Есть среди, так называемого, русситского направления и течение, считающее, что России следует отказаться от имперских притязаний. Осуществление этого помогло бы русским избавиться от чувства имперского достоинства и заменить его личным достоинством.
— Дайте пройти людям, — отстраняя советских граждан и пропуская иностранцев, кричал охранявший вход в интуристовскую гостиницу московский милиционер.
Живущим при советском режиме предстоит осознать себя людьми, научиться строить отношения друг с другом на основе дружелюбия и благожелательности, перестать видеть в себе маленьких диктаторов, создающих благоприятную почву для появления ,диктаторов больших”, перестать куражиться друг над другом, в бесчисленных вариантах повторяя и „моему ндраву не препятствуй” купцов Островского и крушащего с таким трудом добытое имущество работягу в фильме „Маленькая Вера „Кто мирится со своими собственными физическими страданиями, мало обращает внимания и на страдания других”, к такому выводу приходят английские авторы исследования о психологии русского народа.
Предстоит излечиться от ставшего привычным ,двойного мышления”, когда думали одно, а говорили другое, излечиться от неверия ни во что, от неверия истине, даже когда она была очевидной, от желания верить успокоительной лжи, лишь бы не верить спасительной правде, требующей не только веры, но и действий, отказаться от привычки искать забвения вне жизни и попытаться устроить жизнь, вернуть таким словам, как „доброта”, „сострадание”, „забота о ближнем ’, ,дюбовь”, „верность”, „честность”, „порядочность”, „дружба”, „вера”, их изначальное, выработанное предшествующими поколениями значение, понять, что они так же нужны всем живущим сегодня, как нужны были вчера, как нужны будут и завтра.

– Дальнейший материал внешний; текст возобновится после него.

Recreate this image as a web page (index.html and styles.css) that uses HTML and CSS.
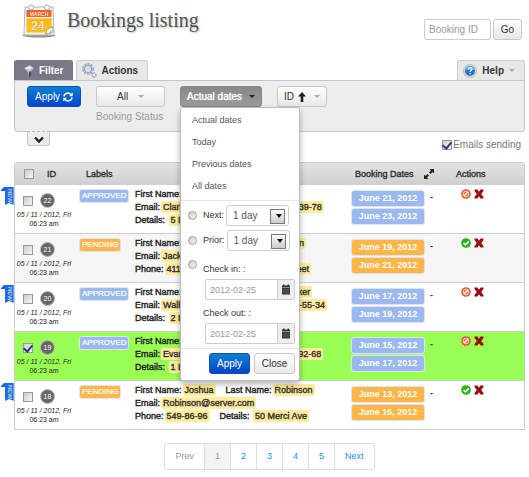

В двадцатые годы, которые горбачевские неоленинцы пытаются представить в романтическом ореоле, указывая на них, как на то прошлое, которое следует имитировать в настоящем и к которому следует стремиться в будущем, в эту благословенную эру, когда закладывались основы все еще действующей в советском обществе морали, старый большевик Лепешинский констатировал, что „родительского авторитета нет, авторитета религии нет, традиций нет, старая мораль умерла, а новая не народилась”. С тех пор новая мораль народилась, но это была ленинская мораль, суть которой в популярном в двадцатые годы романе излагалась так: „Что революции полезно, то нравственно, что ей вредно, то безнравственно и нетерпимо”. Теперь от всего этого бреда надо отказываться. Инициативного, свободного человека на основе морали, воспевающей благостность” принесенного революцией железного ярма, как единственного пути к освобождению”, не воспитаешь. Это одно из неразрешимых противоречий советского режима. С одной стороны в XXI век не вступишь с пассивным, безынициативным стадом, с другой стороны, режим никак не может перестать видеть в людях всего лишь объект политики, а не субъектов, активно влияющих на жизнь страны. Необходимость такой перемены надо понять как правителям, так и управляемым. Как пишет современный питерский публицист, „сейчас самым актуальным следует признать не свободу частного предпринимательства, не расширение гласности и даже не права человека, а официальное признание марксизма-ленинизма ложью”. Должно произойти прежде всего моральное обновление, моральная перестройка. Без этого и экономическая, и политическая перестройки обречены на неудачу.
Осуществима ли моральная перестройка или же советскому режиму за семьдесят лет удалось произвести необратимые изменения в психологии людей, и теперь потребуются десятилетия для восстановления нормального мышления, нормальных реакций на окружающий мир? Коммунизм, казалось, неотвратимо шел к победе. Оставалось так немного — накормить воспитанного коммунистами „нового советского человека”, почти не думающего о такой „мелочи”, как свобода, и занятого, в основном, таким „важным делом”, как наполнение желудка. Но неразрешимый парадокс коммунизма как раз и состоит в том, что он не способен наполнить желудок, из-за того что лишает людей этой самой „малости” — свободы. Несвободные люди неспособны прокормить даже себя, не говоря о том, чтобы обеспечить изобилие. Нематериальная неуловимая, полузабытая, как воспоминания утраченного детства, идея оказьюается решающей силой в создании материального мира благоденствия. В ответе на вопрос, почему это происходит, марксизм-ленинизм с его убежденностью в знании того, какими путями пойдет история, немеет в молчании.